- [TASK TO COMPLETE] Copy out every line exactly, passing over the pictures.

- [INFORMATION PROVIDED]
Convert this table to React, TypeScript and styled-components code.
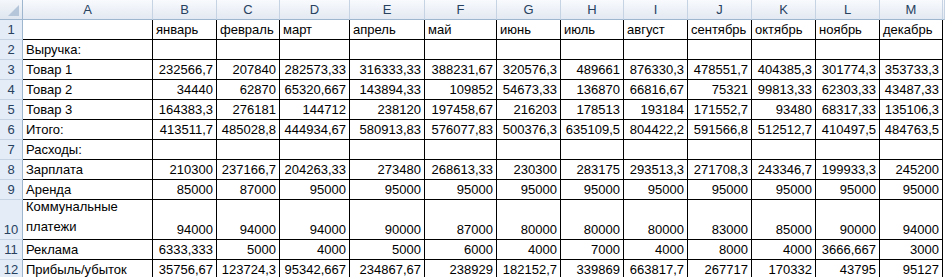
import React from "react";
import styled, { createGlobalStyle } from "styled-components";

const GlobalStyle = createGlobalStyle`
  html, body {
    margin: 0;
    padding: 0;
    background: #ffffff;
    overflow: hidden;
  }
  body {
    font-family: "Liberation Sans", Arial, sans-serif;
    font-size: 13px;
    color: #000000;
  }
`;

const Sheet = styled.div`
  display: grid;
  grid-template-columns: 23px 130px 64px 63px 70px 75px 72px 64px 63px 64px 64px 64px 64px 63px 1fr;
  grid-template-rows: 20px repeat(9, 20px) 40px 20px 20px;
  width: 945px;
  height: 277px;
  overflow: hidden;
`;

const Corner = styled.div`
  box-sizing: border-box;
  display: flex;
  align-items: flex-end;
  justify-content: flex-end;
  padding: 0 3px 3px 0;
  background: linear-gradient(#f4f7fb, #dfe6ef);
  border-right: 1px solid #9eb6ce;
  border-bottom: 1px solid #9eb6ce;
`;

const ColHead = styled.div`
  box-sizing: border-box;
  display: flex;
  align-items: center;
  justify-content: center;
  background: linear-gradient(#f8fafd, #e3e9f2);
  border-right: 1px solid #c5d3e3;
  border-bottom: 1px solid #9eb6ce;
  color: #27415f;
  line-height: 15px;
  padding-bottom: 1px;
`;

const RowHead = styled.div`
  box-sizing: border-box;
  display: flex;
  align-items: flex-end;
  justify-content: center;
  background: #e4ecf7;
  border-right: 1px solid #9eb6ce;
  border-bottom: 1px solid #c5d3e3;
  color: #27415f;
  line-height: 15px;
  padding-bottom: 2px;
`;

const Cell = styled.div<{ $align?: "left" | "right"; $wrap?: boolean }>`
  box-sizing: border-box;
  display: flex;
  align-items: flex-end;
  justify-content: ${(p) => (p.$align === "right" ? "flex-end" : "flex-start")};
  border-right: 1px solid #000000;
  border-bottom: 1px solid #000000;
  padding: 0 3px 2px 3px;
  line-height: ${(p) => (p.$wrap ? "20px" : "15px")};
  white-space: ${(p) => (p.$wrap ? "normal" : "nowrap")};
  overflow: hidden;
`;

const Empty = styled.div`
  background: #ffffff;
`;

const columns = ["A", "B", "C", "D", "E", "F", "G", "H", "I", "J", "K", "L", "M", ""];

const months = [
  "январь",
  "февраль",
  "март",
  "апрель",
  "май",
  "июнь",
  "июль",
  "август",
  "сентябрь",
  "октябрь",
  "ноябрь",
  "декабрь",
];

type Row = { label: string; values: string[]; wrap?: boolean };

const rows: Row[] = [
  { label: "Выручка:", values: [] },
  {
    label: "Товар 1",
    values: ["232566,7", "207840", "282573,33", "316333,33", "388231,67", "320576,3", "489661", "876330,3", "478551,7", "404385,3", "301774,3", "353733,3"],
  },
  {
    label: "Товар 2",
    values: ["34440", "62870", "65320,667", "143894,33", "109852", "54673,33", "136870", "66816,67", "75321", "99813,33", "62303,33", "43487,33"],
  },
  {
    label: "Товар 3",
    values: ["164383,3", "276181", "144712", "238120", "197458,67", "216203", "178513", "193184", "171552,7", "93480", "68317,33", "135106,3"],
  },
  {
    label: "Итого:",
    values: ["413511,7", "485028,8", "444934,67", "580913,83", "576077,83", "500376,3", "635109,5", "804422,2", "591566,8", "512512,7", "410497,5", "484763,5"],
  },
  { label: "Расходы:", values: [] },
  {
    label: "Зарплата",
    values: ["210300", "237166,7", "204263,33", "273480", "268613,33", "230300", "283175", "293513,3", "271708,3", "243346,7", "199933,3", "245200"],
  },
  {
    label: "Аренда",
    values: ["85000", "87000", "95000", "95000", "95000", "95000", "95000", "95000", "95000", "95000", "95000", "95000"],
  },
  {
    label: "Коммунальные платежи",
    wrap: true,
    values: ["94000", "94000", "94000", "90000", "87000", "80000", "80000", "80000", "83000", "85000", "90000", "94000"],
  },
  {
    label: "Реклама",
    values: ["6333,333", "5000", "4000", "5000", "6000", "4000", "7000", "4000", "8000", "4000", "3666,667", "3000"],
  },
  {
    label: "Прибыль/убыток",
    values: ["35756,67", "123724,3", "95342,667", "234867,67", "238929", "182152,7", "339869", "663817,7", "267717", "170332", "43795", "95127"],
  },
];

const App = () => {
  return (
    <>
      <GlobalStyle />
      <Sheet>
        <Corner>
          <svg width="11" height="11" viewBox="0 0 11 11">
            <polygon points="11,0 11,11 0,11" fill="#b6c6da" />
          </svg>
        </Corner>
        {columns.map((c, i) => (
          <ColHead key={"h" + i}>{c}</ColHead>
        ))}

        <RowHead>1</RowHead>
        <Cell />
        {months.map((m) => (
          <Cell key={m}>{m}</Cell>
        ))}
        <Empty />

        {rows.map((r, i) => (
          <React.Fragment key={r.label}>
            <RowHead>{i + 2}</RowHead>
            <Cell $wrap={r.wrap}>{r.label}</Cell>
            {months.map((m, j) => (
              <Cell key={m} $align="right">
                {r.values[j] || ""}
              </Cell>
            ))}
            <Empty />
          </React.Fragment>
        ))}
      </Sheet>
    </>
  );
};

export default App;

- [THE OUTPUT]
Convert this table to React, TypeScript and styled-components code.
import React from "react";
import styled, { createGlobalStyle } from "styled-components";

const GlobalStyle = createGlobalStyle`
  html, body {
    margin: 0;
    padding: 0;
    background: #ffffff;
    overflow: hidden;
  }
  body {
    font-family: "Liberation Sans", Arial, sans-serif;
    font-size: 13px;
    color: #000000;
  }
`;

const Sheet = styled.div`
  display: grid;
  grid-template-columns: 23px 130px 64px 63px 70px 75px 72px 64px 63px 64px 64px 64px 64px 63px 1fr;
  grid-template-rows: 20px repeat(9, 20px) 40px 20px 20px;
  width: 945px;
  height: 277px;
  overflow: hidden;
`;

const Corner = styled.div`
  box-sizing: border-box;
  display: flex;
  align-items: flex-end;
  justify-content: flex-end;
  padding: 0 3px 3px 0;
  background: linear-gradient(#f4f7fb, #dfe6ef);
  border-right: 1px solid #9eb6ce;
  border-bottom: 1px solid #9eb6ce;
`;

const ColHead = styled.div`
  box-sizing: border-box;
  display: flex;
  align-items: center;
  justify-content: center;
  background: linear-gradient(#f8fafd, #e3e9f2);
  border-right: 1px solid #c5d3e3;
  border-bottom: 1px solid #9eb6ce;
  color: #27415f;
  line-height: 15px;
  padding-bottom: 1px;
`;

const RowHead = styled.div`
  box-sizing: border-box;
  display: flex;
  align-items: flex-end;
  justify-content: center;
  background: #e4ecf7;
  border-right: 1px solid #9eb6ce;
  border-bottom: 1px solid #c5d3e3;
  color: #27415f;
  line-height: 15px;
  padding-bottom: 2px;
`;

const Cell = styled.div<{ $align?: "left" | "right"; $wrap?: boolean }>`
  box-sizing: border-box;
  display: flex;
  align-items: flex-end;
  justify-content: ${(p) => (p.$align === "right" ? "flex-end" : "flex-start")};
  border-right: 1px solid #000000;
  border-bottom: 1px solid #000000;
  padding: 0 3px 2px 3px;
  line-height: ${(p) => (p.$wrap ? "20px" : "15px")};
  white-space: ${(p) => (p.$wrap ? "normal" : "nowrap")};
  overflow: hidden;
`;

const Empty = styled.div`
  background: #ffffff;
`;

const columns = ["A", "B", "C", "D", "E", "F", "G", "H", "I", "J", "K", "L", "M", ""];

const months = [
  "январь",
  "февраль",
  "март",
  "апрель",
  "май",
  "июнь",
  "июль",
  "август",
  "сентябрь",
  "октябрь",
  "ноябрь",
  "декабрь",
];

type Row = { label: string; values: string[]; wrap?: boolean };

const rows: Row[] = [
  { label: "Выручка:", values: [] },
  {
    label: "Товар 1",
    values: ["232566,7", "207840", "282573,33", "316333,33", "388231,67", "320576,3", "489661", "876330,3", "478551,7", "404385,3", "301774,3", "353733,3"],
  },
  {
    label: "Товар 2",
    values: ["34440", "62870", "65320,667", "143894,33", "109852", "54673,33", "136870", "66816,67", "75321", "99813,33", "62303,33", "43487,33"],
  },
  {
    label: "Товар 3",
    values: ["164383,3", "276181", "144712", "238120", "197458,67", "216203", "178513", "193184", "171552,7", "93480", "68317,33", "135106,3"],
  },
  {
    label: "Итого:",
    values: ["413511,7", "485028,8", "444934,67", "580913,83", "576077,83", "500376,3", "635109,5", "804422,2", "591566,8", "512512,7", "410497,5", "484763,5"],
  },
  { label: "Расходы:", values: [] },
  {
    label: "Зарплата",
    values: ["210300", "237166,7", "204263,33", "273480", "268613,33", "230300", "283175", "293513,3", "271708,3", "243346,7", "199933,3", "245200"],
  },
  {
    label: "Аренда",
    values: ["85000", "87000", "95000", "95000", "95000", "95000", "95000", "95000", "95000", "95000", "95000", "95000"],
  },
  {
    label: "Коммунальные платежи",
    wrap: true,
    values: ["94000", "94000", "94000", "90000", "87000", "80000", "80000", "80000", "83000", "85000", "90000", "94000"],
  },
  {
    label: "Реклама",
    values: ["6333,333", "5000", "4000", "5000", "6000", "4000", "7000", "4000", "8000", "4000", "3666,667", "3000"],
  },
  {
    label: "Прибыль/убыток",
    values: ["35756,67", "123724,3", "95342,667", "234867,67", "238929", "182152,7", "339869", "663817,7", "267717", "170332", "43795", "95127"],
  },
];

const App = () => {
  return (
    <>
      <GlobalStyle />
      <Sheet>
        <Corner>
          <svg width="11" height="11" viewBox="0 0 11 11">
            <polygon points="11,0 11,11 0,11" fill="#b6c6da" />
          </svg>
        </Corner>
        {columns.map((c, i) => (
          <ColHead key={"h" + i}>{c}</ColHead>
        ))}

        <RowHead>1</RowHead>
        <Cell />
        {months.map((m) => (
          <Cell key={m}>{m}</Cell>
        ))}
        <Empty />

        {rows.map((r, i) => (
          <React.Fragment key={r.label}>
            <RowHead>{i + 2}</RowHead>
            <Cell $wrap={r.wrap}>{r.label}</Cell>
            {months.map((m, j) => (
              <Cell key={m} $align="right">
                {r.values[j] || ""}
              </Cell>
            ))}
            <Empty />
          </React.Fragment>
        ))}
      </Sheet>
    </>
  );
};

export default App;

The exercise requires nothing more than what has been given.